# [Set task]
Retype the whole listing, please, keeping every line exact and dropping the pictures.

··········

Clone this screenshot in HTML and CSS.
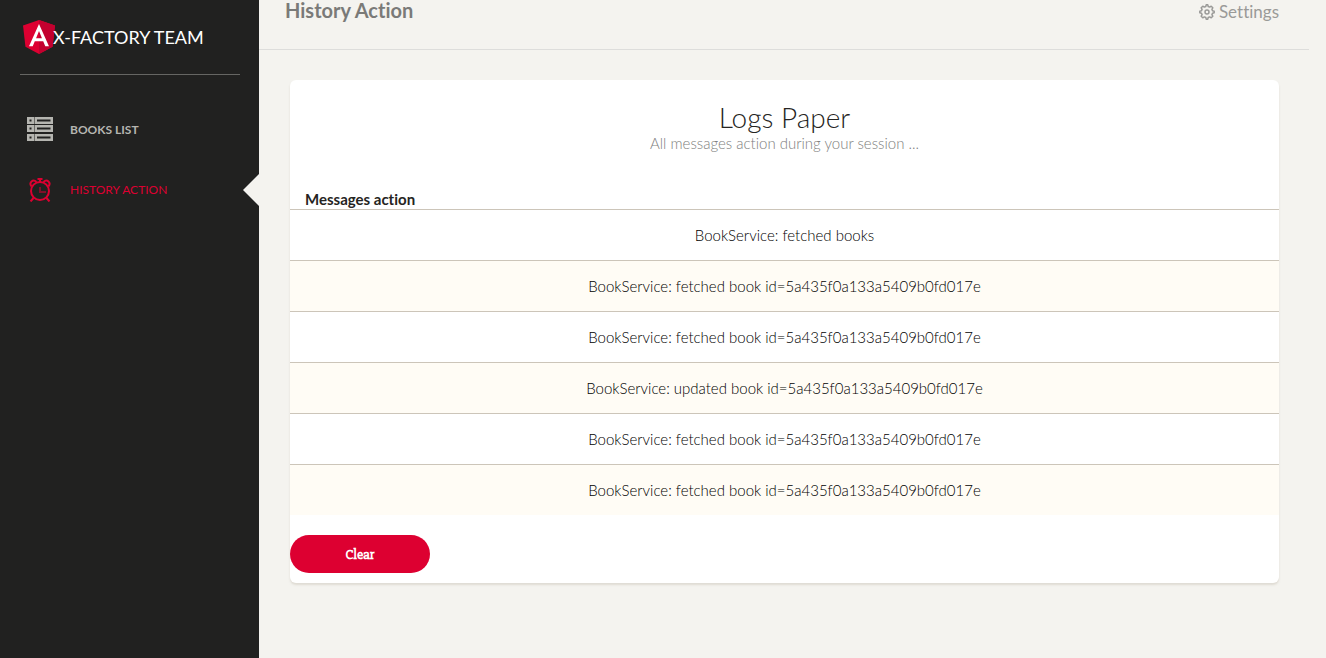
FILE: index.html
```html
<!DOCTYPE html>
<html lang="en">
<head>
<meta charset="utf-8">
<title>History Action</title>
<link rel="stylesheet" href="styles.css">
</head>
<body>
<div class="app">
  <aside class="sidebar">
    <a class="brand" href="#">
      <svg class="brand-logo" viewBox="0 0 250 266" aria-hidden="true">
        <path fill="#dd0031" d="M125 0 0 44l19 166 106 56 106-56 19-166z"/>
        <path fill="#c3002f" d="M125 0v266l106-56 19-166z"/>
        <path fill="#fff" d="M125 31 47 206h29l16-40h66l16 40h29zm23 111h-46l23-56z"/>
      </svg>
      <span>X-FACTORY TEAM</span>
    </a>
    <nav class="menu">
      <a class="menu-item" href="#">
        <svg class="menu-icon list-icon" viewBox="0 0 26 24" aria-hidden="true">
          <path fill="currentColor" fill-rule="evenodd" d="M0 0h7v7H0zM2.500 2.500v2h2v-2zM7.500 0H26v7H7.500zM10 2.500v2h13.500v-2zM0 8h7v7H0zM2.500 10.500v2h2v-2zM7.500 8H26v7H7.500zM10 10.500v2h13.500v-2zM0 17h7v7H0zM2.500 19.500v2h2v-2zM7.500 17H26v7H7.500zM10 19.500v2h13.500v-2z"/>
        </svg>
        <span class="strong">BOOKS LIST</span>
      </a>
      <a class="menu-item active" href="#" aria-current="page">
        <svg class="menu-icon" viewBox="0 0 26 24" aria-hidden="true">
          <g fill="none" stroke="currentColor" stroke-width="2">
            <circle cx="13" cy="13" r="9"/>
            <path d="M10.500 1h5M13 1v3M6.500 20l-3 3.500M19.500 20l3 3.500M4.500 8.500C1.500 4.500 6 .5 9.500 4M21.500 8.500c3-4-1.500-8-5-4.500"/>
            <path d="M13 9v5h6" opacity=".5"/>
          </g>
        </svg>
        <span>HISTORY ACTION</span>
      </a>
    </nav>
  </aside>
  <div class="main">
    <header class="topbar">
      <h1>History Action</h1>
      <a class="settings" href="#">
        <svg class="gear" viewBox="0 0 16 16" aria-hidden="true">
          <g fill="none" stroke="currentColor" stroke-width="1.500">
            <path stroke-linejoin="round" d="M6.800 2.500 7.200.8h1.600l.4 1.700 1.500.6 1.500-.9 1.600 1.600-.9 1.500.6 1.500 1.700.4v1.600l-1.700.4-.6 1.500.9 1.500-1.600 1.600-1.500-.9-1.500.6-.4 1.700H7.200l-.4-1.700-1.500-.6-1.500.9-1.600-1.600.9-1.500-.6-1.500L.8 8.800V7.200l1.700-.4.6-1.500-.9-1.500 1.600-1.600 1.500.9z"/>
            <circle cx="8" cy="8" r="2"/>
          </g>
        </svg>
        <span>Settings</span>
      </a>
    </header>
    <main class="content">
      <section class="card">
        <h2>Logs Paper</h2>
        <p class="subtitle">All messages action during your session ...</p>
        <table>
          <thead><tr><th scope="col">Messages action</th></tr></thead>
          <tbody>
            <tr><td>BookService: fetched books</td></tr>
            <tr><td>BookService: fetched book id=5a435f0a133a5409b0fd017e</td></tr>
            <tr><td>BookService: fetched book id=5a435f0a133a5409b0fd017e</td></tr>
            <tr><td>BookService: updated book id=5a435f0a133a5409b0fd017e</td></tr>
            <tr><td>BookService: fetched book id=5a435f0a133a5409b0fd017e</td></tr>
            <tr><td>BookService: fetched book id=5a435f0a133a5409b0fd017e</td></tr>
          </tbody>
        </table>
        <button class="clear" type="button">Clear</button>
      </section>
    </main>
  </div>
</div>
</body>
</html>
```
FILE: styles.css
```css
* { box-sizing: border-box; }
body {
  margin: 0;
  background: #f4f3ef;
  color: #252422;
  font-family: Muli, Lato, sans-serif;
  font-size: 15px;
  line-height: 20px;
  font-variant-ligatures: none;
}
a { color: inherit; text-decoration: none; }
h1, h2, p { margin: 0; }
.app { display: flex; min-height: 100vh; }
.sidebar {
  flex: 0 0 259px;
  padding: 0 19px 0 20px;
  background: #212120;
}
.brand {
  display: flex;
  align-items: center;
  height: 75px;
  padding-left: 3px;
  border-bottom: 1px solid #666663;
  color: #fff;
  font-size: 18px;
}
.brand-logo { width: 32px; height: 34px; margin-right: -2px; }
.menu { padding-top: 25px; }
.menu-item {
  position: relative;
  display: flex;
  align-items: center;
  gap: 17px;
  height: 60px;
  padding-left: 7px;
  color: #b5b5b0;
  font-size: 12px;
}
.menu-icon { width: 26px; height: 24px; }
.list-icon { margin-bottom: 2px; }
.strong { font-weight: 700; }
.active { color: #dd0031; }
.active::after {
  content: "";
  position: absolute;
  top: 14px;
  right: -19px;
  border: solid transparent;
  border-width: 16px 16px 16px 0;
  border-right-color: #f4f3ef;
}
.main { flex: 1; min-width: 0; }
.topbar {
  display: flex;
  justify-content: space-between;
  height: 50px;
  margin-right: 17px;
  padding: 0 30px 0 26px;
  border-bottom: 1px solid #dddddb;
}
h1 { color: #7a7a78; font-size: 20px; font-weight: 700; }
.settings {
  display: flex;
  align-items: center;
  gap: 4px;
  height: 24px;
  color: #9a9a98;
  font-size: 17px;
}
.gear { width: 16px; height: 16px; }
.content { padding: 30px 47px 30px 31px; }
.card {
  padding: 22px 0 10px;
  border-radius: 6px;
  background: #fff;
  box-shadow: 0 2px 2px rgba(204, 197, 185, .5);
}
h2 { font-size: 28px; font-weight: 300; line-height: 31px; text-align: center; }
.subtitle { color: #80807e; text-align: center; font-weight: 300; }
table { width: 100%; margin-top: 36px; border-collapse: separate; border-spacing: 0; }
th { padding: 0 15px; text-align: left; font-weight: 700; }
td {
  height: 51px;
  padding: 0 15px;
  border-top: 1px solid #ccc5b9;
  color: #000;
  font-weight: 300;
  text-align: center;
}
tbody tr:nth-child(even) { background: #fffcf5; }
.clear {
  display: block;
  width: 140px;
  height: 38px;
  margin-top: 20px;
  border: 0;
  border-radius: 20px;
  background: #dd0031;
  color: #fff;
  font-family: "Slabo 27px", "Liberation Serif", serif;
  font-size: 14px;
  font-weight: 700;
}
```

··········

# [Answer in full]
Clone this screenshot in HTML and CSS.
FILE: index.html
```html
<!DOCTYPE html>
<html lang="en">
<head>
<meta charset="utf-8">
<title>History Action</title>
<link rel="stylesheet" href="styles.css">
</head>
<body>
<div class="app">
  <aside class="sidebar">
    <a class="brand" href="#">
      <svg class="brand-logo" viewBox="0 0 250 266" aria-hidden="true">
        <path fill="#dd0031" d="M125 0 0 44l19 166 106 56 106-56 19-166z"/>
        <path fill="#c3002f" d="M125 0v266l106-56 19-166z"/>
        <path fill="#fff" d="M125 31 47 206h29l16-40h66l16 40h29zm23 111h-46l23-56z"/>
      </svg>
      <span>X-FACTORY TEAM</span>
    </a>
    <nav class="menu">
      <a class="menu-item" href="#">
        <svg class="menu-icon list-icon" viewBox="0 0 26 24" aria-hidden="true">
          <path fill="currentColor" fill-rule="evenodd" d="M0 0h7v7H0zM2.500 2.500v2h2v-2zM7.500 0H26v7H7.500zM10 2.500v2h13.500v-2zM0 8h7v7H0zM2.500 10.500v2h2v-2zM7.500 8H26v7H7.500zM10 10.500v2h13.500v-2zM0 17h7v7H0zM2.500 19.500v2h2v-2zM7.500 17H26v7H7.500zM10 19.500v2h13.500v-2z"/>
        </svg>
        <span class="strong">BOOKS LIST</span>
      </a>
      <a class="menu-item active" href="#" aria-current="page">
        <svg class="menu-icon" viewBox="0 0 26 24" aria-hidden="true">
          <g fill="none" stroke="currentColor" stroke-width="2">
            <circle cx="13" cy="13" r="9"/>
            <path d="M10.500 1h5M13 1v3M6.500 20l-3 3.500M19.500 20l3 3.500M4.500 8.500C1.500 4.500 6 .5 9.500 4M21.500 8.500c3-4-1.500-8-5-4.500"/>
            <path d="M13 9v5h6" opacity=".5"/>
          </g>
        </svg>
        <span>HISTORY ACTION</span>
      </a>
    </nav>
  </aside>
  <div class="main">
    <header class="topbar">
      <h1>History Action</h1>
      <a class="settings" href="#">
        <svg class="gear" viewBox="0 0 16 16" aria-hidden="true">
          <g fill="none" stroke="currentColor" stroke-width="1.500">
            <path stroke-linejoin="round" d="M6.800 2.500 7.200.8h1.600l.4 1.700 1.500.6 1.500-.9 1.600 1.600-.9 1.500.6 1.500 1.700.4v1.600l-1.700.4-.6 1.500.9 1.500-1.600 1.600-1.500-.9-1.500.6-.4 1.700H7.200l-.4-1.700-1.500-.6-1.500.9-1.600-1.600.9-1.500-.6-1.500L.8 8.800V7.200l1.700-.4.6-1.500-.9-1.500 1.600-1.600 1.500.9z"/>
            <circle cx="8" cy="8" r="2"/>
          </g>
        </svg>
        <span>Settings</span>
      </a>
    </header>
    <main class="content">
      <section class="card">
        <h2>Logs Paper</h2>
        <p class="subtitle">All messages action during your session ...</p>
        <table>
          <thead><tr><th scope="col">Messages action</th></tr></thead>
          <tbody>
            <tr><td>BookService: fetched books</td></tr>
            <tr><td>BookService: fetched book id=5a435f0a133a5409b0fd017e</td></tr>
            <tr><td>BookService: fetched book id=5a435f0a133a5409b0fd017e</td></tr>
            <tr><td>BookService: updated book id=5a435f0a133a5409b0fd017e</td></tr>
            <tr><td>BookService: fetched book id=5a435f0a133a5409b0fd017e</td></tr>
            <tr><td>BookService: fetched book id=5a435f0a133a5409b0fd017e</td></tr>
          </tbody>
        </table>
        <button class="clear" type="button">Clear</button>
      </section>
    </main>
  </div>
</div>
</body>
</html>
```
FILE: styles.css
```css
* { box-sizing: border-box; }
body {
  margin: 0;
  background: #f4f3ef;
  color: #252422;
  font-family: Muli, Lato, sans-serif;
  font-size: 15px;
  line-height: 20px;
  font-variant-ligatures: none;
}
a { color: inherit; text-decoration: none; }
h1, h2, p { margin: 0; }
.app { display: flex; min-height: 100vh; }
.sidebar {
  flex: 0 0 259px;
  padding: 0 19px 0 20px;
  background: #212120;
}
.brand {
  display: flex;
  align-items: center;
  height: 75px;
  padding-left: 3px;
  border-bottom: 1px solid #666663;
  color: #fff;
  font-size: 18px;
}
.brand-logo { width: 32px; height: 34px; margin-right: -2px; }
.menu { padding-top: 25px; }
.menu-item {
  position: relative;
  display: flex;
  align-items: center;
  gap: 17px;
  height: 60px;
  padding-left: 7px;
  color: #b5b5b0;
  font-size: 12px;
}
.menu-icon { width: 26px; height: 24px; }
.list-icon { margin-bottom: 2px; }
.strong { font-weight: 700; }
.active { color: #dd0031; }
.active::after {
  content: "";
  position: absolute;
  top: 14px;
  right: -19px;
  border: solid transparent;
  border-width: 16px 16px 16px 0;
  border-right-color: #f4f3ef;
}
.main { flex: 1; min-width: 0; }
.topbar {
  display: flex;
  justify-content: space-between;
  height: 50px;
  margin-right: 17px;
  padding: 0 30px 0 26px;
  border-bottom: 1px solid #dddddb;
}
h1 { color: #7a7a78; font-size: 20px; font-weight: 700; }
.settings {
  display: flex;
  align-items: center;
  gap: 4px;
  height: 24px;
  color: #9a9a98;
  font-size: 17px;
}
.gear { width: 16px; height: 16px; }
.content { padding: 30px 47px 30px 31px; }
.card {
  padding: 22px 0 10px;
  border-radius: 6px;
  background: #fff;
  box-shadow: 0 2px 2px rgba(204, 197, 185, .5);
}
h2 { font-size: 28px; font-weight: 300; line-height: 31px; text-align: center; }
.subtitle { color: #80807e; text-align: center; font-weight: 300; }
table { width: 100%; margin-top: 36px; border-collapse: separate; border-spacing: 0; }
th { padding: 0 15px; text-align: left; font-weight: 700; }
td {
  height: 51px;
  padding: 0 15px;
  border-top: 1px solid #ccc5b9;
  color: #000;
  font-weight: 300;
  text-align: center;
}
tbody tr:nth-child(even) { background: #fffcf5; }
.clear {
  display: block;
  width: 140px;
  height: 38px;
  margin-top: 20px;
  border: 0;
  border-radius: 20px;
  background: #dd0031;
  color: #fff;
  font-family: "Slabo 27px", "Liberation Serif", serif;
  font-size: 14px;
  font-weight: 700;
}
```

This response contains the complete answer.